The Acquisition Purchase Agreement contains customary representations, warranties and agreements by the Company, customary conditions to closing, including the receipt of the Stockholder Approval, indemnification obligations of the Company and SEG Jets, including for liabilities under the Securities Act and other obligations of the parties and termination provisions. Among other covenants, the Acquisition Purchase Agreement requires the Company to hold a meeting of its stockholders at the earliest practical date, but in no event, no later than sixty (60) days following the First Closing Date, for the purpose of obtaining the Stockholder Approval. If the Company does not obtain the Stockholder Approval at the first meeting, the Company is required call a meeting every ninety (90) days thereafter to seek such Stockholder Approval until the earlier of the date Stockholder Approval is obtained.
Registration Rights Agreement
In connection with the Private Placement Financing and the Private Placement Acquisition, the Company entered into a registration rights agreement (the "Registration Rights Agreement"), dated as of February 6, 2026, with the Purchasers, including SEG Jets, pursuant to which the Company agreed to prepare and file a registration statement (the "Registration Statement") with the SEC registering the resale of the Common Stock underlying the Initial Preferred Stock and Series D Preferred Stock no later than 30 days following the First Closing Date, and to use best efforts to have the registration statement declared effective as promptly as practical thereafter, and in any event no later than 60 days following the First Closing Date (or 120 days following the date of the Registration Rights Agreement in the event of a "full review" by the SEC). In addition, pursuant to the Registration Rights Agreement, the Company agreed to prepare and file an additional registration statement with the SEC registering the resale of the Common Stock underlying the Series C-4 Preferred Stock no later than 30 days following the closing date of the Series C-4 Preferred Stock (the "Series C-4 Closing Date"), and to use best efforts to have the registration statement declared effective as promptly as practical thereafter, and in any event no later than 60 days following the Series C-4 Closing Date (or 120 days following the date of the Registration Rights Agreement in the event of a "full review" by the SEC.

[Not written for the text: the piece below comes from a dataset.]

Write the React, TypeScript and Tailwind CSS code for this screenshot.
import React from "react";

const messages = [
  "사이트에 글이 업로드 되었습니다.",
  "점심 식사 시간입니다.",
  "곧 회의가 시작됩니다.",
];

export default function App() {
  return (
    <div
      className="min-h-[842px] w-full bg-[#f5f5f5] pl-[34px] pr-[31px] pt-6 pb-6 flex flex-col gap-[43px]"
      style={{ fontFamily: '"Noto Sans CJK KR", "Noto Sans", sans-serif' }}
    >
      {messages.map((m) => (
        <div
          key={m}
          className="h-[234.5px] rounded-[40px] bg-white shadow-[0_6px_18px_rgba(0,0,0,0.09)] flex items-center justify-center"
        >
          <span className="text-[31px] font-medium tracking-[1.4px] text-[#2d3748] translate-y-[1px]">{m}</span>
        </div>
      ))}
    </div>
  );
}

The foregoing descriptions of terms and conditions of the Series C-1 Certificate of Designations, the Certificate of Designations, the Financing Purchase Agreement, the Acquisition Purchase Agreement and the Registration Rights Agreement do not purport to be complete and are qualified in their entirety by the full text of the Certificate of Designations, the Financing Purchase Agreement, the Acquisition Purchase Agreement and the Registration Rights Agreement, forms of which are attached hereto as Exhibits 3.1, 3.2, 10.1, 10.2 and 10.3, respectively.
Letter Agreement
On February 6, 2026, the Company and the holders of the Company's Series B Convertible Preferred Stock ("Series B Preferred Stock") and certain warrants (the "Existing Warrants") of the Company (collectively, the "Holders"), initially issued pursuant to that certain Securities Purchase Agreement, dated as of May 12, 2025, entered into that certain letter agreement ("Letter Agreement"), pursuant to which, the Company agreed to lower the exercise price of the Existing Warrants to $1.78 per share in consideration for the Holders agreeing to exercise for cash their Existing Warrants at such reduced exercise price, resulting in aggregate proceeds to the Company equal to $400,621.04. In addition, pursuant to the Letter Agreement, the Company agreed to reduce the conversion price of the Series B Preferred Stock to a price equal to $1.78 per share, in consideration for the Holders agreeing to convert their Series B Preferred Stock as such reduced price, such that the Holders will collectively hold a number of shares of Common Stock equal to 9.99% of the outstanding shares of the Company's Common Stock immediately after giving effect to such conversions.
Item 3.02 Unregistered Sales of Equity Securities.
The matters described in Item 1.01 of this Current Report on Form 8-K related to the Private Placement Financing and Private Placement Acquisition are incorporated herein by reference. In connection with the issuance of the Series C-1 Preferred Stock and the Common Shares in the Private Placement Financing described in Item 1.01, the Company relied upon the exemption from registration provided by Section 4(a)(2) of the Securities Act and Regulation D promulgated thereunder for transactions not involving a public offering.
This report will not constitute an offer to sell or a solicitation of an offer to buy nor will there be any sale of these securities in any state or jurisdiction in which such offer, solicitation or sale would be unlawful prior to the registration or qualification under the securities laws of any such state or jurisdiction.
Item 3.03
Material Modification to Rights of Security Holders.
The matters described in Item 1.01 of this Current Report on Form 8-K related the filing of the Certificate of Designations for the Series C-1 Preferred Stock are incorporated herein by reference.
Item 5.03 Amendments to Articles of Incorporation or Bylaws; Change in Fiscal Year.
The information contained in Item 1.01 of this Current Report on Form 8-K is incorporated herein by reference.